On top of these challenges, 87% of decision-makers in Asia stress the importance of updating and modernizing their data infrastructure to facilitate their digital transformation efforts. While Asian leaders are expected to have to deal with more data, they are also most aware that they need to modernize their data infrastructure (92%).

Scalability, sustainability and security are the three imperatives of modern data infrastructure that organizations need to pursue in order to mitigate against growing multi-cloud challenges.

What are the strategies and actionable steps leaders can take to strategically manage data infrastructure-related challenges?

Ong: The results of our recent Hitachi Vantara study show that most organizations recognize the importance of working with third-party vendors for security, storage, and application services.
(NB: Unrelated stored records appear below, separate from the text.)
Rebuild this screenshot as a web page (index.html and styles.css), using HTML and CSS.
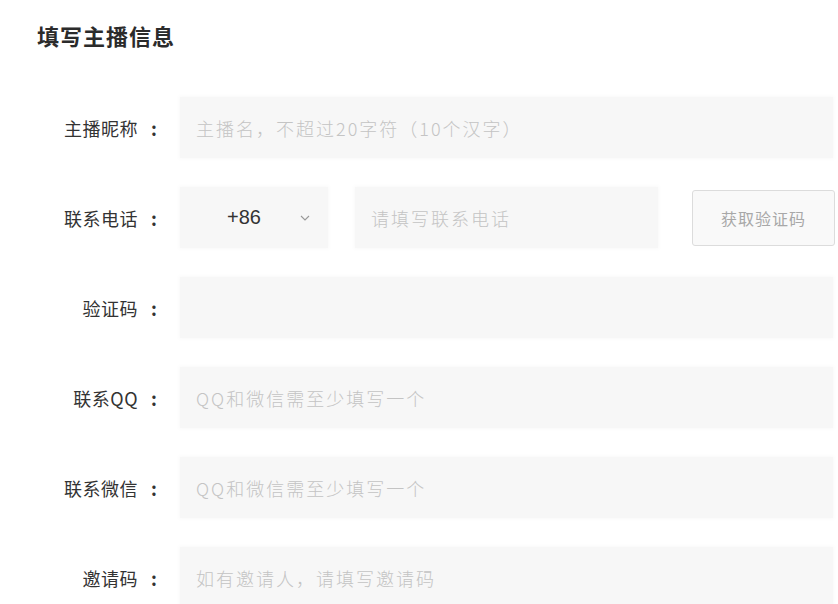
FILE: index.html
```html
<!DOCTYPE html>
<html lang="zh-CN">
<head>
    <meta charset="utf-8">
    <title>填写主播信息</title>
    <link rel="stylesheet" href="styles.css">
</head>
<body>
<div class="page">
    <h1 class="title">填写主播信息</h1>

    <form class="anchor-form">
        <div class="form-row">
            <label class="form-label" for="nickname">主播昵称<span class="colon">:</span></label>
            <input class="field" type="text" id="nickname" placeholder="主播名，不超过20字符（10个汉字）">
        </div>

        <div class="form-row">
            <label class="form-label" for="phone">联系电话<span class="colon">:</span></label>
            <div class="phone-group">
                <div class="area-select">
                    <span class="area-code">+86</span>
                    <svg class="chevron" width="10" height="6" viewBox="0 0 10 6">
                        <path d="M1 1 L5 5 L9 1" fill="none" stroke="#999" stroke-width="1.1"/>
                    </svg>
                </div>
                <input class="field phone-field" type="text" id="phone" placeholder="请填写联系电话">
                <button class="code-btn" type="button">获取验证码</button>
            </div>
        </div>

        <div class="form-row">
            <label class="form-label" for="code">验证码<span class="colon">:</span></label>
            <input class="field" type="text" id="code">
        </div>

        <div class="form-row">
            <label class="form-label" for="qq">联系QQ<span class="colon">:</span></label>
            <input class="field" type="text" id="qq" placeholder="QQ和微信需至少填写一个">
        </div>

        <div class="form-row">
            <label class="form-label" for="wechat">联系微信<span class="colon">:</span></label>
            <input class="field" type="text" id="wechat" placeholder="QQ和微信需至少填写一个">
        </div>

        <div class="form-row">
            <label class="form-label" for="invite">邀请码<span class="colon">:</span></label>
            <input class="field" type="text" id="invite" placeholder="如有邀请人，请填写邀请码">
        </div>
    </form>
</div>
</body>
</html>
```

FILE: styles.css
```css
body {
    margin: 0;
    background-color: #fff;
    font-family: "Microsoft YaHei", "Noto Sans CJK SC", "Noto Sans", sans-serif;
    color: #333;
}

.page {
    padding: 20px 5px 0 37px;
}

.title {
    margin: 0 0 47px 0;
    font-size: 22px;
    line-height: 30px;
    letter-spacing: 1px;
    font-weight: bold;
    color: #2b2b2b;
}

.form-row {
    display: flex;
    align-items: center;
    height: 61px;
    margin-bottom: 29px;
}

.form-label {
    width: 121px;
    flex-shrink: 0;
    margin-right: 22px;
    text-align: right;
    font-size: 18px;
    letter-spacing: 0.5px;
    color: #333;
    white-space: nowrap;
}

.colon {
    display: inline-block;
    width: 8px;
    margin-left: 12px;
    text-align: center;
    font-weight: bold;
    letter-spacing: 0;
}

.field {
    flex: 1;
    height: 100%;
    box-sizing: border-box;
    padding: 0 16px;
    border: none;
    outline: none;
    background-color: #f7f7f7;
    box-shadow: 0 0 4px 1px #f9f9f9;
    font-family: inherit;
    font-size: 18px;
    color: #333;
}

.field::placeholder {
    font-family: "Noto Sans CJK TC", "Noto Sans CJK SC", sans-serif;
    font-weight: 300;
    letter-spacing: 2px;
    color: #c4c4c4;
}

.phone-group {
    flex: 1;
    height: 100%;
    display: flex;
    align-items: center;
}

.area-select {
    width: 148px;
    height: 100%;
    flex-shrink: 0;
    margin-right: 27px;
    background-color: #f7f7f7;
    box-shadow: 0 0 4px 1px #f9f9f9;
    display: flex;
    align-items: center;
    padding-left: 47px;
    box-sizing: border-box;
}

.area-code {
    font-family: "Liberation Sans", "Noto Sans", sans-serif;
    font-size: 20px;
    color: #333;
}

.chevron {
    margin-left: 39px;
}

.phone-field {
    flex: 0 0 303px;
}

.code-btn {
    margin-left: 34px;
    width: 143px;
    height: 56px;
    flex-shrink: 0;
    background-color: #f9f9f9;
    border: 1px solid #dcdcdc;
    border-radius: 3px;
    font-family: inherit;
    font-size: 16px;
    letter-spacing: 1px;
    color: #a8a8a8;
    cursor: pointer;
}
```
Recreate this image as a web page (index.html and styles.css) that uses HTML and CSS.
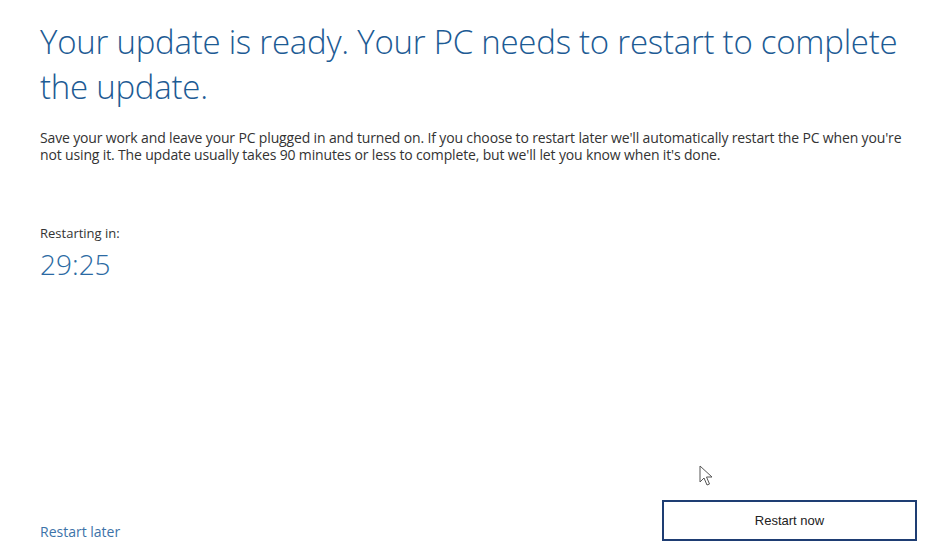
FILE: index.html
```html
<!DOCTYPE html>
<html lang="en">
<head>
    <meta charset="UTF-8">
    <title>Windows Update</title>
    <link rel="stylesheet" href="styles.css">
</head>
<body>
    <div class="screen">
        <div class="content">
            <h1 class="title">Your update is ready. Your PC needs to restart to complete the update.</h1>
            <p class="info">Save your work and leave your PC plugged in and turned on. If you choose to restart later we'll automatically restart the PC when you're not using it. The update usually takes 90 minutes or less to complete, but we'll let you know when it's done.</p>

            <div class="countdown">
                <div class="countdown-label">Restarting in:</div>
                <div class="countdown-time" id="timer">29:25</div>
            </div>
        </div>

        <div class="footer">
            <a class="later" href="#">Restart later</a>
            <button class="restart-btn">Restart now</button>
        </div>

        <!-- mouse pointer -->
        <svg class="pointer" width="14" height="22" viewBox="0 0 14 22">
            <path d="M1 1 L1 17 L5 13 L8 20 L10.5 19 L7.5 12 L13 12 Z" fill="#fff" stroke="#555" stroke-width="1" stroke-linejoin="round"/>
        </svg>
    </div>
</body>
</html>
```

FILE: styles.css
```css
html, body {
    margin: 0;
    padding: 0;
    background: #fff;
}
.screen {
    position: relative;
    width: 946px;
    height: 555px;
    display: flex;
    flex-direction: column;
    justify-content: space-between;
    box-sizing: border-box;
    padding: 0 29px 0 40px;
    font-family: "Open Sans", "Noto Sans", sans-serif;
}
.title {
    margin: 19px 0 0 0;
    font-size: 33px;
    font-weight: 300;
    line-height: 45px;
    color: #1d5b94;
    letter-spacing: -0.25px;
}
.info {
    margin: 20px 0 0 0;
    padding-right: 3px;
    font-size: 14px;
    line-height: 17px;
    color: #333;
    letter-spacing: -0.15px;
}
.countdown {
    margin-top: 62px;
}
.countdown-label {
    font-size: 13px;
    color: #333;
    line-height: 17px;
}
.countdown-time {
    font-size: 28px;
    font-weight: 300;
    color: #2b6aa3;
    line-height: 36px;
    margin-top: 4px;
}
.footer {
    display: flex;
    justify-content: space-between;
    align-items: flex-end;
    padding-bottom: 14px;
}
.later {
    font-size: 14px;
    color: #3d73a8;
    text-decoration: none;
}
.restart-btn {
    width: 255px;
    height: 41px;
    background: #fff;
    border: 2px solid #1e3d73;
    font-family: "Liberation Sans", Arial, sans-serif;
    font-size: 13px;
    color: #222;
    padding: 0;
}
.pointer {
    position: absolute;
    left: 699px;
    top: 465px;
}
```
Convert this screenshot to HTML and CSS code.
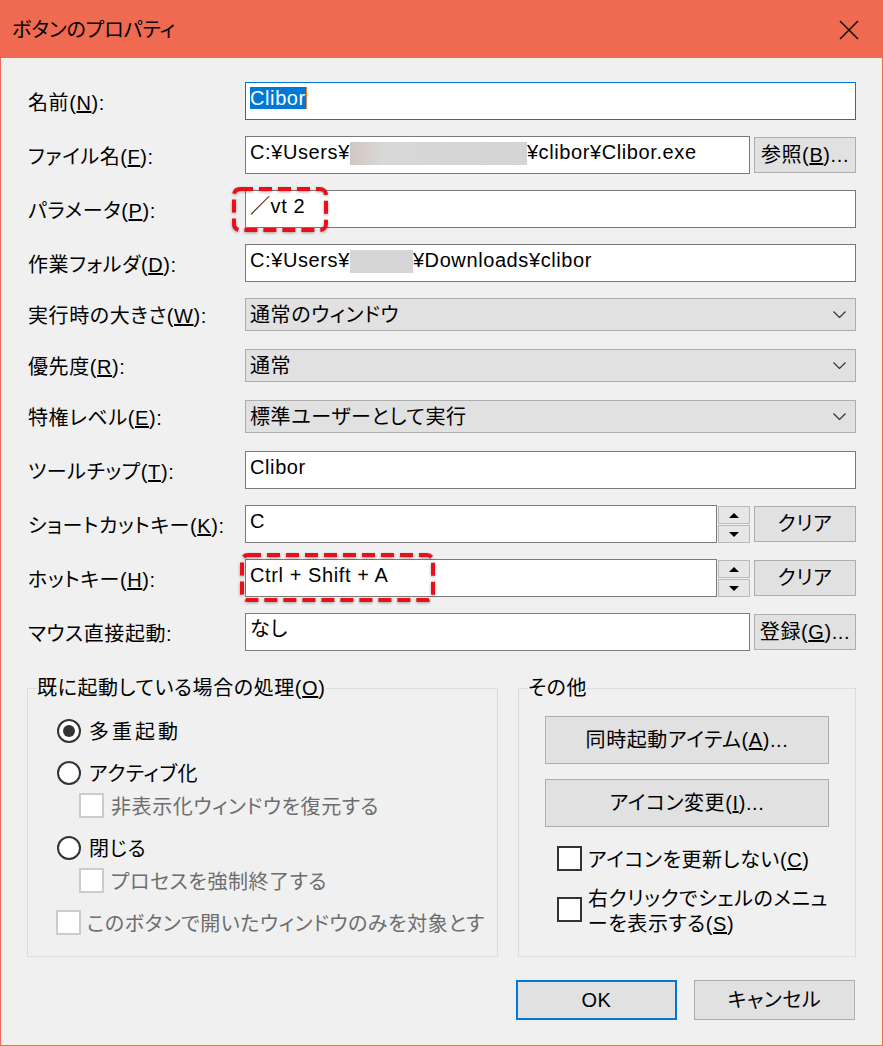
FILE: index.html
```html
<!DOCTYPE html>
<html lang="ja">
<head>
    <meta charset="UTF-8">
    <meta name="viewport" content="width=device-width, initial-scale=1.0">
    <title>ボタンのプロパティ</title>
    <link rel="stylesheet" href="styles.css">
</head>
<body>
    <div class="window">
        <header class="titlebar">
            <span class="title">ボタンのプロパティ</span>
            <svg class="close" viewBox="0 0 20 20">
                <path d="M1 1 L19 19 M19 1 L1 19"></path>
            </svg>
        </header>

        <main class="client">
            <div class="fields">
                <div class="row">
                    <label class="label">名前(<u>N</u>):</label>
                    <div class="control">
                        <div class="edit focused"><span class="sel">Clibor</span></div>
                    </div>
                </div>

                <div class="row">
                    <label class="label">ファイル名(<u>F</u>):</label>
                    <div class="control">
                        <div class="edit">C:¥Users¥<span class="masked masked-long"></span>¥clibor¥Clibor.exe</div>
                        <button class="btn">参照(<u>B</u>)...</button>
                    </div>
                </div>

                <div class="row">
                    <label class="label">パラメータ(<u>P</u>):</label>
                    <div class="control">
                        <div class="edit">／vt 2</div>
                        <svg class="mark mark-param" viewBox="0 0 96 45">
                            <rect x="2" y="2" width="92" height="41" rx="6"></rect>
                        </svg>
                    </div>
                </div>

                <div class="row">
                    <label class="label">作業フォルダ(<u>D</u>):</label>
                    <div class="control">
                        <div class="edit">C:¥Users¥<span class="masked masked-short"></span>¥Downloads¥clibor</div>
                    </div>
                </div>

                <div class="row row-combo">
                    <label class="label">実行時の大きさ(<u>W</u>):</label>
                    <div class="control">
                        <div class="combo">
                            <span>通常のウィンドウ</span>
                            <svg class="chevron" viewBox="0 0 13 7"><polyline points="0.5,0.5 6.5,6.5 12.5,0.5"></polyline></svg>
                        </div>
                    </div>
                </div>

                <div class="row row-combo">
                    <label class="label">優先度(<u>R</u>):</label>
                    <div class="control">
                        <div class="combo">
                            <span>通常</span>
                            <svg class="chevron" viewBox="0 0 13 7"><polyline points="0.5,0.5 6.5,6.5 12.5,0.5"></polyline></svg>
                        </div>
                    </div>
                </div>

                <div class="row row-combo">
                    <label class="label">特権レベル(<u>E</u>):</label>
                    <div class="control">
                        <div class="combo">
                            <span>標準ユーザーとして実行</span>
                            <svg class="chevron" viewBox="0 0 13 7"><polyline points="0.5,0.5 6.5,6.5 12.5,0.5"></polyline></svg>
                        </div>
                    </div>
                </div>

                <div class="row">
                    <label class="label">ツールチップ(<u>T</u>):</label>
                    <div class="control">
                        <div class="edit">Clibor</div>
                    </div>
                </div>

                <div class="row">
                    <label class="label">ショートカットキー(<u>K</u>):</label>
                    <div class="control">
                        <div class="spinedit">
                            <div class="edit">C</div>
                            <div class="spin">
                                <span class="spin-btn"><i class="tri tri-up"></i></span>
                                <span class="spin-btn"><i class="tri tri-down"></i></span>
                            </div>
                        </div>
                        <button class="btn">クリア</button>
                    </div>
                </div>

                <div class="row">
                    <label class="label">ホットキー(<u>H</u>):</label>
                    <div class="control">
                        <div class="spinedit">
                            <div class="edit">Ctrl + Shift + A</div>
                            <div class="spin">
                                <span class="spin-btn"><i class="tri tri-up"></i></span>
                                <span class="spin-btn"><i class="tri tri-down"></i></span>
                            </div>
                        </div>
                        <button class="btn">クリア</button>
                        <svg class="mark mark-hotkey" viewBox="0 0 195 49">
                            <rect x="2" y="2" width="191" height="45" rx="6"></rect>
                        </svg>
                    </div>
                </div>

                <div class="row">
                    <label class="label">マウス直接起動:</label>
                    <div class="control">
                        <div class="edit">なし</div>
                        <button class="btn">登録(<u>G</u>)...</button>
                    </div>
                </div>
            </div>

            <div class="groups">
                <fieldset class="group group-left">
                    <legend>既に起動している場合の処理(<u>O</u>)</legend>
                    <div class="opts">
                        <div class="opt"><span class="radio on"></span><span class="wide">多重起動</span></div>
                        <div class="opt opt-gap"><span class="radio"></span><span>アクティブ化</span></div>
                        <div class="opt opt-sub disabled"><span class="check"></span><span>非表示化ウィンドウを復元する</span></div>
                        <div class="opt opt-gap"><span class="radio"></span><span>閉じる</span></div>
                        <div class="opt opt-sub disabled"><span class="check"></span><span>プロセスを強制終了する</span></div>
                        <div class="opt opt-gap opt-last disabled"><span class="check"></span><span class="clip">このボタンで開いたウィンドウのみを対象とする</span></div>
                    </div>
                </fieldset>

                <fieldset class="group group-right">
                    <legend>その他</legend>
                    <button class="btn tool-btn">同時起動アイテム(<u>A</u>)...</button>
                    <button class="btn tool-btn tool-btn-2">アイコン変更(<u>I</u>)...</button>
                    <div class="opt opt-right"><span class="check"></span><span>アイコンを更新しない(<u>C</u>)</span></div>
                    <div class="opt opt-right opt-wrap"><span class="check"></span><span>右クリックでシェルのメニュ<br>ーを表示する(<u>S</u>)</span></div>
                </fieldset>
            </div>

            <div class="actions">
                <button class="btn dlg-btn default">OK</button>
                <button class="btn dlg-btn">キャンセル</button>
            </div>
        </main>
    </div>
</body>
</html>
```

FILE: styles.css
```css
* {
    box-sizing: border-box;
}

body {
    margin: 0;
    background-color: #fff;
    font-family: "Liberation Sans", "Noto Sans CJK JP", sans-serif;
    font-size: 20px;
    font-feature-settings: "palt";
    letter-spacing: 0.6px;
    color: #000;
}

.window {
    width: 883px;
    height: 1046px;
    display: flex;
    flex-direction: column;
}

/* title bar */
.titlebar {
    height: 58px;
    background-color: #ef6a51;
    display: flex;
    align-items: center;
    justify-content: space-between;
    padding: 2px 24px 0 12px;
}

.title {
    line-height: 28px;
    letter-spacing: 0;
}

.close {
    width: 20px;
    height: 20px;
}

.close path {
    stroke: #111;
    stroke-width: 1.6;
    fill: none;
}

/* dialog body */
.client {
    flex: 1;
    background-color: #f0f0f0;
    border: 1px solid #ef6a51;
    border-top: none;
    padding: 24px 26px 0 27px;
}

.fields {
    display: flex;
    flex-direction: column;
    gap: 16px;
}

.row {
    display: grid;
    grid-template-columns: 217px 1fr;
    align-items: center;
}

.row-combo {
    margin-bottom: 2px;
}

.label {
    line-height: 28px;
    padding-top: 3px;
    white-space: nowrap;
}

.control {
    display: flex;
    align-items: center;
    gap: 4px;
    position: relative;
}

.edit {
    flex: 1;
    min-width: 0;
    height: 38px;
    background-color: #fff;
    border: 1px solid #7a7a7a;
    padding: 3px 5px 0 4px;
    line-height: 24px;
    white-space: nowrap;
    overflow: hidden;
}

.edit.focused {
    border-color: #0078d7;
}

.sel {
    background-color: #0078d7;
    color: #fff;
    border-right: 1px solid #e8833a;
}

.masked {
    display: inline-block;
    height: 23px;
    vertical-align: -6px;
    background-color: #d6d6d6;
    filter: blur(0.6px);
}

.masked-long {
    width: 177px;
    background: linear-gradient(90deg, #d2c6c0 0%, #d8d8d8 18%, #d4d4d4 100%);
}

.masked-short {
    width: 63px;
}

.combo {
    flex: 1;
    height: 33px;
    background-color: #e1e1e1;
    border: 1px solid #adadad;
    display: flex;
    align-items: center;
    justify-content: space-between;
    padding: 0 9px 0 4px;
    line-height: 28px;
}

.chevron {
    width: 13px;
    height: 7px;
}

.chevron polyline {
    fill: none;
    stroke: #333;
    stroke-width: 1.2;
}

.btn {
    font: inherit;
    letter-spacing: inherit;
    font-feature-settings: inherit;
    color: #000;
    width: 102px;
    height: 36px;
    padding: 0;
    background-color: #e1e1e1;
    border: 1px solid #adadad;
    line-height: 28px;
    text-align: center;
}

/* edit box with up/down arrows */
.spinedit {
    flex: 1;
    display: flex;
    align-items: flex-start;
    gap: 1px;
}

.spin {
    width: 32px;
    display: flex;
    flex-direction: column;
    gap: 1px;
    padding-top: 1px;
}

.spin-btn {
    height: 18px;
    background-color: #e6e6e6;
    border: 1px solid #b9b9b9;
    display: flex;
    align-items: center;
    justify-content: center;
}

.tri {
    width: 0;
    height: 0;
    border-left: 5px solid transparent;
    border-right: 5px solid transparent;
}

.tri-up {
    border-bottom: 5px solid #000;
}

.tri-down {
    border-top: 5px solid #000;
}

/* red dashed highlight marks */
.mark {
    position: absolute;
    overflow: visible;
    filter: drop-shadow(0 1px 1.5px rgba(0, 0, 0, 0.35));
}

.mark rect {
    fill: none;
    stroke: #e8101a;
    stroke-width: 4;
    stroke-dasharray: 13 6;
}

.mark-param {
    left: -13px;
    top: -3px;
    width: 96px;
    height: 45px;
}

.mark-hotkey {
    left: -5px;
    top: -6px;
    width: 195px;
    height: 49px;
}

/* group boxes */
.groups {
    display: flex;
    gap: 20px;
    margin: 23px 0 0 -1px;
}

.group {
    margin: 0;
    padding: 0 0 0 9px;
    border: 1px solid #dcdcdc;
    height: 283px;
    min-width: 0;
}

.group legend {
    padding: 0;
    line-height: 28px;
}

.group-left {
    width: 471px;
}

.group-right {
    width: 338px;
}

.opts {
    margin: 12px 0 0 20px;
}

.opt {
    display: flex;
    align-items: center;
    height: 33px;
    gap: 8px;
    white-space: nowrap;
}

.wide {
    letter-spacing: 3px;
}

.opt-gap {
    margin-top: 9px;
}

.opt-sub {
    margin-left: 22px;
    gap: 7px;
}

.opt-last {
    margin-left: -1px;
    gap: 6px;
}

.clip {
    width: 398px;
    overflow: hidden;
}

.disabled {
    color: #6d6d6d;
}

.radio {
    flex: none;
    width: 24px;
    height: 24px;
    border: 2px solid #333;
    border-radius: 50%;
    background-color: #fff;
    display: flex;
    align-items: center;
    justify-content: center;
}

.radio.on::after {
    content: "";
    width: 12px;
    height: 12px;
    border-radius: 50%;
    background-color: #333;
}

.check {
    flex: none;
    width: 25px;
    height: 25px;
    border: 2px solid #333;
    background-color: #fff;
}

.disabled .check {
    border-color: #cccccc;
}

.tool-btn {
    display: block;
    width: 284px;
    height: 48px;
    margin: 14px 0 0 17px;
}

.tool-btn-2 {
    margin-top: 15px;
}

.opt-right {
    margin: 18px 0 0 29px;
    height: 26px;
    gap: 6px;
}

.opt-wrap {
    margin-top: 16px;
    height: auto;
    align-items: flex-start;
    line-height: 25px;
}

.opt-wrap .check {
    margin-top: 10px;
}

/* OK / Cancel */
.actions {
    display: flex;
    justify-content: flex-end;
    gap: 17px;
    margin: 23px 1px 0 0;
}

.dlg-btn {
    width: 161px;
    height: 40px;
}

.dlg-btn.default {
    border: 2px solid #0078d7;
}
```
Among leaders in Asia surveyed, 50% said they needed the most help improving cybersecurity, and 79% want to see data infrastructure solutions providers use their expertise to actively aid in the environment. The report emphasized the significance of implementing a deliberate strategy for becoming a data-driven company. To achieve this goal, business leaders can take the following measures:

    • Modernization is essential to overcome the bottleneck of legacy systems that hinder digital transformation. By adopting modern data infrastructure, IT leaders can dynamically scale their systems, improve performance efficiency, and optimize costs by paying only for what is utilized.
    • Empowering users is crucial for quick decision-making based on available data. To address this issue, businesses are encouraged to establish a comprehensive security and access framework while providing training to employees to ensure responsible data usage.
    • Limiting waste is vital to maximizing the value of data. To combat data waste, bold leaders are advised to prioritize data cleanup initiatives and streamline operations and enhance overall efficiency.

By embracing these three steps, business leaders can propel their organizations towards becoming data-driven, thereby unlocking new opportunities for growth and success.